Isn’t it Odd: The cliffhanger is so wonderfully awful you have to wonder how it ever managed to make the cut. The build up is brilliant with an uproarious bar fight and law enforcers silencing the room with their pistols but the final line is delivered in such a cheap, wooden manner it feels as if somebody is taking the piss!

Result: A Town Called Fortune is screaming with the atmosphere of a gun slinging western adventure. Lisa Bowerman pulls out all of the stops to evoke the feeling of the era and with Paul Sutton’s script full of lovely kisses to the genre it is easy to get swept into a Middle West mood. I’m not a massive fan of the genre it has to be said but the story pushes along with plenty of energy and revelling in the period clichés and as a lover of the sixth Doctor and Evelyn it wasn’t hard for me to be dragged along with the story. Maggie Stables could read to me any day of the week and she would have my full attention, she’s a superb storyteller I hope it isn’t too long before she narrates another of these adventures.

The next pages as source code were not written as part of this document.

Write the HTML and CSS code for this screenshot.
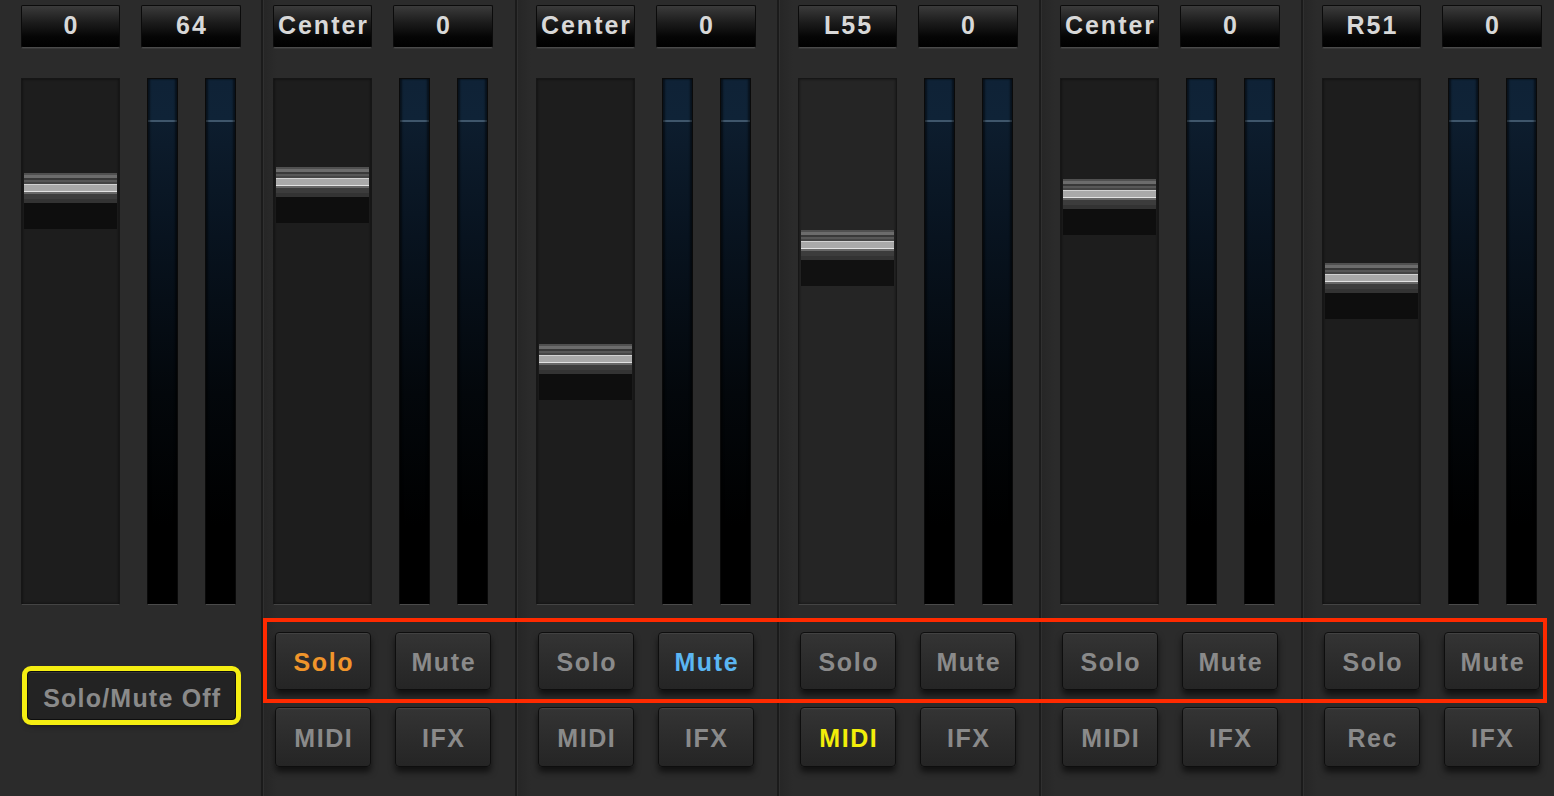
FILE: index.html
```html
<!DOCTYPE html>
<html>
<head>
<meta charset="utf-8">
<link rel="stylesheet" href="styles.css">
</head>
<body>
<div class="mixer">
  <div class="strip strip--master">
    <div class="grid values"><div class="val">0</div><div class="val">64</div></div>
    <div class="grid faders">
      <div class="track"><div class="cap" style="top:94px"></div></div>
      <div class="meters"><div class="meter"></div><div class="meter"></div></div>
    </div>
    <div class="master-bottom"><div class="btn btn--wide annot-yellow">Solo/Mute Off</div></div>
  </div>

  <div class="strip strip--second">
    <div class="grid values"><div class="val">Center</div><div class="val">0</div></div>
    <div class="grid faders">
      <div class="track"><div class="cap" style="top:88px"></div></div>
      <div class="meters"><div class="meter"></div><div class="meter"></div></div>
    </div>
    <div class="grid buttons">
      <div class="btn btn--solo-on">Solo</div><div class="btn">Mute</div>
      <div class="btn">MIDI</div><div class="btn">IFX</div>
    </div>
  </div>

  <div class="strip">
    <div class="grid values"><div class="val">Center</div><div class="val">0</div></div>
    <div class="grid faders">
      <div class="track"><div class="cap" style="top:265px"></div></div>
      <div class="meters"><div class="meter"></div><div class="meter"></div></div>
    </div>
    <div class="grid buttons">
      <div class="btn">Solo</div><div class="btn btn--mute-on">Mute</div>
      <div class="btn">MIDI</div><div class="btn">IFX</div>
    </div>
  </div>

  <div class="strip">
    <div class="grid values"><div class="val">L55</div><div class="val">0</div></div>
    <div class="grid faders">
      <div class="track track--selected"><div class="cap" style="top:151px"></div></div>
      <div class="meters"><div class="meter"></div><div class="meter"></div></div>
    </div>
    <div class="grid buttons">
      <div class="btn">Solo</div><div class="btn">Mute</div>
      <div class="btn btn--midi-on">MIDI</div><div class="btn">IFX</div>
    </div>
  </div>

  <div class="strip">
    <div class="grid values"><div class="val">Center</div><div class="val">0</div></div>
    <div class="grid faders">
      <div class="track"><div class="cap" style="top:100px"></div></div>
      <div class="meters"><div class="meter"></div><div class="meter"></div></div>
    </div>
    <div class="grid buttons">
      <div class="btn">Solo</div><div class="btn">Mute</div>
      <div class="btn">MIDI</div><div class="btn">IFX</div>
    </div>
  </div>

  <div class="strip strip--last">
    <div class="grid values"><div class="val">R51</div><div class="val">0</div></div>
    <div class="grid faders">
      <div class="track"><div class="cap" style="top:184px"></div></div>
      <div class="meters"><div class="meter"></div><div class="meter"></div></div>
    </div>
    <div class="grid buttons">
      <div class="btn">Solo</div><div class="btn">Mute</div>
      <div class="btn">Rec</div><div class="btn">IFX</div>
    </div>
  </div>

  <div class="annot-red"></div>
</div>
</body>
</html>
```

FILE: styles.css
```css
* { box-sizing: border-box; }
html, body {
  margin: 0;
  padding: 0;
  width: 1554px;
  height: 796px;
  overflow: hidden;
  background: #2a2a2a;
  font-family: "Liberation Sans", Arial, sans-serif;
}
.mixer {
  position: relative;
  display: flex;
  width: 1554px;
  height: 796px;
  background: #2a2a2a;
}
.strip {
  flex: none;
  width: 262px;
  height: 796px;
  padding-left: 19px;
  border-left: 2px solid #1b1b1b;
  box-shadow: inset 1px 0 0 #303030;
  background: linear-gradient(to right, #262626 0, #2b2b2b 14px, #2b2b2b 100%);
  display: flex;
  flex-direction: column;
}
.strip--master {
  width: 261px;
  padding-left: 21px;
  border-left: none;
  box-shadow: none;
  background: #2b2b2b;
}
.strip--second {
  width: 254px;
  padding-left: 10px;
}
.strip--last {
  flex: 1;
}
.grid {
  display: grid;
  grid-template-columns: 100px 100px;
  column-gap: 20px;
}
.values {
  margin-top: 5px;
  height: 43px;
}
.val {
  height: 43px;
  border: 1px solid #0b0b0b;
  border-bottom-color: #4a4a4a;
  border-radius: 2px;
  background: linear-gradient(to bottom, #3b3b3b 0%, #1c1c1c 40%, #050505 75%, #000 100%);
  box-shadow: 0 1px 0 rgba(255,255,255,0.06);
  color: #d8d8d8;
  font-weight: bold;
  font-size: 25px;
  letter-spacing: 2px;
  text-indent: 2px;
  display: flex;
  align-items: center;
  justify-content: center;
  padding-bottom: 3px;
}
.values .val:first-child { margin-right: 1px; }
.faders {
  margin-top: 30px;
  height: 527px;
}
.track {
  position: relative;
  width: 99px;
  height: 527px;
  background: #1d1d1d;
  border: 1px solid #161616;
  border-bottom-color: #444;
  box-shadow: inset 0 0 3px rgba(0,0,0,0.6);
}
.track--selected {
  background: #252525;
}
.cap {
  position: absolute;
  left: 2px;
  right: 2px;
  height: 30px;
  background: linear-gradient(to bottom,
    #505050 0, #505050 2px,
    #6c6c6c 2px, #6c6c6c 5px,
    #393939 5px, #393939 7px,
    #575757 7px, #575757 9px,
    #454545 9px, #454545 11px,
    #d2d2d2 11px, #d2d2d2 12px,
    #a9a9a9 12px, #a9a9a9 18px,
    #e2e2e2 18px, #e2e2e2 19px,
    #686868 19px, #686868 21px,
    #3c3c3c 21px, #3c3c3c 26px,
    #333 26px, #333 30px);
}
.cap::after {
  content: "";
  position: absolute;
  left: 0;
  right: 0;
  top: 30px;
  height: 26px;
  background: rgba(8,8,8,0.7);
}
.meters {
  display: flex;
  justify-content: space-between;
  padding: 0 5px 0 6px;
}
.meter {
  width: 31px;
  height: 527px;
  border: 1px solid #0a0a0a;
  border-bottom-color: #4a4a4a;
  background: linear-gradient(to bottom,
    #0f2236 0, #0f2337 41px,
    #3f566b 41px, #3f566b 43px,
    #0d1d2e 43px, #08131f 30%, #03070b 60%, #000 85%, #000 100%);
  box-shadow: inset 2px 0 2px rgba(0,0,0,0.5), inset -2px 0 2px rgba(0,0,0,0.5);
}
.buttons {
  margin-top: 27px;
  row-gap: 17px;
  grid-template-rows: 58px 60px;
  justify-items: center;
}
.btn {
  width: 96px;
  height: 100%;
  border: 1px solid #0e0e0e;
  border-radius: 4px;
  background: linear-gradient(to bottom, #343434 0%, #2c2c2c 50%, #252525 100%);
  box-shadow: inset 0 1px 0 rgba(255,255,255,0.07), 0 5px 6px rgba(0,0,0,0.6);
  color: #8a8a8a;
  font-weight: bold;
  font-size: 25px;
  letter-spacing: 1.6px;
  text-indent: 1.6px;
  display: flex;
  align-items: center;
  justify-content: center;
  padding-top: 3px;
}
.btn--solo-on { color: #f0952b; }
.btn--mute-on { color: #5bb6f2; }
.btn--midi-on { color: #f2ee0a; }
.master-bottom {
  margin-top: 66px;
  padding-left: 6px;
}
.btn--wide {
  width: 209px;
  height: 49px;
  letter-spacing: 1.2px;
  font-size: 25px;
  background: #232323;
  padding-top: 5px;
}
.annot-yellow {
  outline: 5px solid #f5ee12;
  outline-offset: 0;
}
.annot-red {
  position: absolute;
  left: 263px;
  top: 618px;
  width: 1284px;
  height: 85px;
  border: 4px solid #ff2a00;
  pointer-events: none;
}
```
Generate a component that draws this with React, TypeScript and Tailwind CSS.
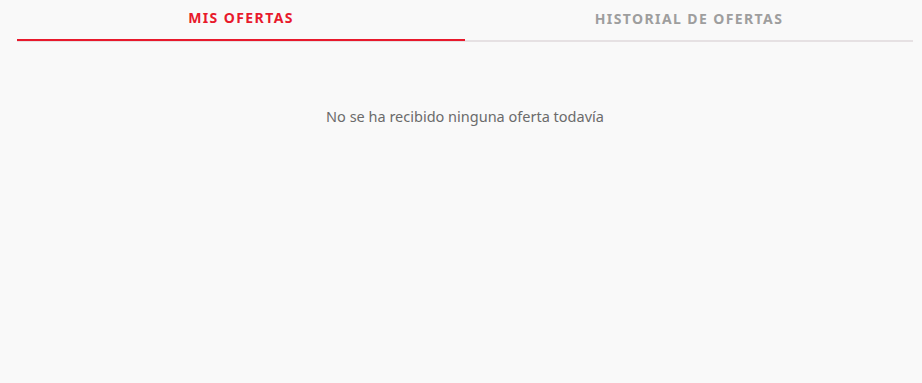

The writing is full of scents, sounds and sights which makes this a very immerse experience and whilst I was never particularly interested in the details of the story (again that comes down to my distaste of Westerns) there was plenty here to keep me interested. I’m glad this was told intimately from Evelyn’s point of view because I don’t think it would have held up as a longer, full cast story but with her unique take on things and getting into all manner of scrapes from bar fights to being trapped in a burning building its very easy to enjoy a trip to a Wild West town with this most eclectic of companions. I like it very much but I can understand why this wouldn’t be everybody’s cup of tea: 7/10

1 comment:

Eldron said...

I was listening to this in the car yesterday, and about halfway through, it struck me. Having already listened to the Brewster trilogy, this was my last Maggie Stables audio. What a performance - her version of the Sixth Doctor was an absolute delight. A really enjoyable story, rich in detail, and one that lead me to expect some time-travel shenanigans and then gave a simple explanation at the end. Superb stuff.